Skip the pictures. Reproduce all other material exactly.

>> Start Dataset extract

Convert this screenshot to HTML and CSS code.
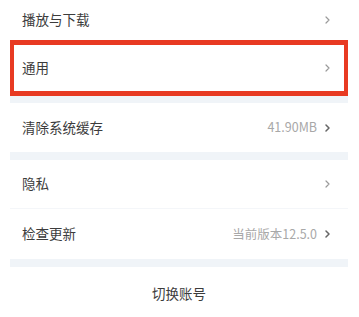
FILE: index.html
```html
<!DOCTYPE html>
<html lang="zh-CN">
<head>
<meta charset="utf-8">
<link rel="stylesheet" href="styles.css">
</head>
<body>
<div class="list">
  <div class="row row-first">
    <span class="label">播放与下载</span>
    <span class="right"><svg class="chev" viewBox="0 0 5 8" width="5" height="8"><polyline points="1,1 4,4 1,7" /></svg></span>
  </div>
  <div class="row row-hl">
    <span class="label">通用</span>
    <span class="right"><svg class="chev" viewBox="0 0 5 8" width="5" height="8"><polyline points="1,1 4,4 1,7" /></svg></span>
  </div>
  <div class="gap gap-7"></div>
  <div class="row row-49">
    <span class="label">清除系统缓存</span>
    <span class="right"><span class="value">41.90MB</span><svg class="chev dark" viewBox="0 0 5 8" width="5" height="8"><polyline points="1,1 4,4 1,7" /></svg></span>
  </div>
  <div class="gap"></div>
  <div class="row row-48">
    <span class="label">隐私</span>
    <span class="right"><svg class="chev" viewBox="0 0 5 8" width="5" height="8"><polyline points="1,1 4,4 1,7" /></svg></span>
  </div>
  <div class="line"></div>
  <div class="row row-50">
    <span class="label">检查更新</span>
    <span class="right"><span class="value">当前版本12.5.0</span><svg class="chev dark" viewBox="0 0 5 8" width="5" height="8"><polyline points="1,1 4,4 1,7" /></svg></span>
  </div>
  <div class="gap"></div>
  <div class="switch">切换账号</div>
</div>
</body>
</html>
```
FILE: styles.css
```css
html, body {
  margin: 0;
  padding: 0;
  background: #ffffff;
}
body {
  font-family: "Noto Sans CJK SC", "Noto Sans", sans-serif;
  color: #3c3c3c;
  width: 359px;
  height: 317px;
  overflow: hidden;
}
.list {
  margin: 0 11px 0 10px;
  display: flex;
  flex-direction: column;
}
.row {
  display: flex;
  align-items: center;
  justify-content: space-between;
  padding: 0 18px 0 12px;
  box-sizing: border-box;
}
.row-first {
  height: 40px;
}
.row-hl {
  height: 56px;
  border-style: solid;
  border-color: #e83a22;
  border-width: 5px 4px;
  padding: 0 14px 0 8px;
}
.row-49 { height: 49px; }
.row-48 { height: 48px; }
.row-50 { height: 50px; }
.label {
  font-size: 13.5px;
  line-height: 1;
  color: #3c3c3c;
}
.right {
  display: flex;
  align-items: center;
  gap: 8px;
}
.value {
  font-size: 12.5px;
  line-height: 1;
  color: #a8a8a8;
}
.chev {
  display: block;
}
.chev polyline {
  fill: none;
  stroke: #9a9a9a;
  stroke-width: 1.2;
  stroke-linecap: round;
  stroke-linejoin: round;
}
.chev.dark polyline {
  stroke: #666666;
  stroke-width: 1.5;
}
.gap {
  height: 8px;
  background: #f0f4f8;
}
.gap-7 {
  height: 7px;
}
.line {
  height: 1px;
  background: #f4f6f9;
}
.switch {
  height: 52px;
  display: flex;
  align-items: center;
  justify-content: center;
  font-size: 13.5px;
  color: #3c3c3c;
}
```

>> End Dataset extract

◆ Problem solution
Convert this screenshot to HTML and CSS code.
FILE: index.html
```html
<!DOCTYPE html>
<html lang="zh-CN">
<head>
<meta charset="utf-8">
<link rel="stylesheet" href="styles.css">
</head>
<body>
<div class="list">
  <div class="row row-first">
    <span class="label">播放与下载</span>
    <span class="right"><svg class="chev" viewBox="0 0 5 8" width="5" height="8"><polyline points="1,1 4,4 1,7" /></svg></span>
  </div>
  <div class="row row-hl">
    <span class="label">通用</span>
    <span class="right"><svg class="chev" viewBox="0 0 5 8" width="5" height="8"><polyline points="1,1 4,4 1,7" /></svg></span>
  </div>
  <div class="gap gap-7"></div>
  <div class="row row-49">
    <span class="label">清除系统缓存</span>
    <span class="right"><span class="value">41.90MB</span><svg class="chev dark" viewBox="0 0 5 8" width="5" height="8"><polyline points="1,1 4,4 1,7" /></svg></span>
  </div>
  <div class="gap"></div>
  <div class="row row-48">
    <span class="label">隐私</span>
    <span class="right"><svg class="chev" viewBox="0 0 5 8" width="5" height="8"><polyline points="1,1 4,4 1,7" /></svg></span>
  </div>
  <div class="line"></div>
  <div class="row row-50">
    <span class="label">检查更新</span>
    <span class="right"><span class="value">当前版本12.5.0</span><svg class="chev dark" viewBox="0 0 5 8" width="5" height="8"><polyline points="1,1 4,4 1,7" /></svg></span>
  </div>
  <div class="gap"></div>
  <div class="switch">切换账号</div>
</div>
</body>
</html>
```
FILE: styles.css
```css
html, body {
  margin: 0;
  padding: 0;
  background: #ffffff;
}
body {
  font-family: "Noto Sans CJK SC", "Noto Sans", sans-serif;
  color: #3c3c3c;
  width: 359px;
  height: 317px;
  overflow: hidden;
}
.list {
  margin: 0 11px 0 10px;
  display: flex;
  flex-direction: column;
}
.row {
  display: flex;
  align-items: center;
  justify-content: space-between;
  padding: 0 18px 0 12px;
  box-sizing: border-box;
}
.row-first {
  height: 40px;
}
.row-hl {
  height: 56px;
  border-style: solid;
  border-color: #e83a22;
  border-width: 5px 4px;
  padding: 0 14px 0 8px;
}
.row-49 { height: 49px; }
.row-48 { height: 48px; }
.row-50 { height: 50px; }
.label {
  font-size: 13.5px;
  line-height: 1;
  color: #3c3c3c;
}
.right {
  display: flex;
  align-items: center;
  gap: 8px;
}
.value {
  font-size: 12.5px;
  line-height: 1;
  color: #a8a8a8;
}
.chev {
  display: block;
}
.chev polyline {
  fill: none;
  stroke: #9a9a9a;
  stroke-width: 1.2;
  stroke-linecap: round;
  stroke-linejoin: round;
}
.chev.dark polyline {
  stroke: #666666;
  stroke-width: 1.5;
}
.gap {
  height: 8px;
  background: #f0f4f8;
}
.gap-7 {
  height: 7px;
}
.line {
  height: 1px;
  background: #f4f6f9;
}
.switch {
  height: 52px;
  display: flex;
  align-items: center;
  justify-content: center;
  font-size: 13.5px;
  color: #3c3c3c;
}
```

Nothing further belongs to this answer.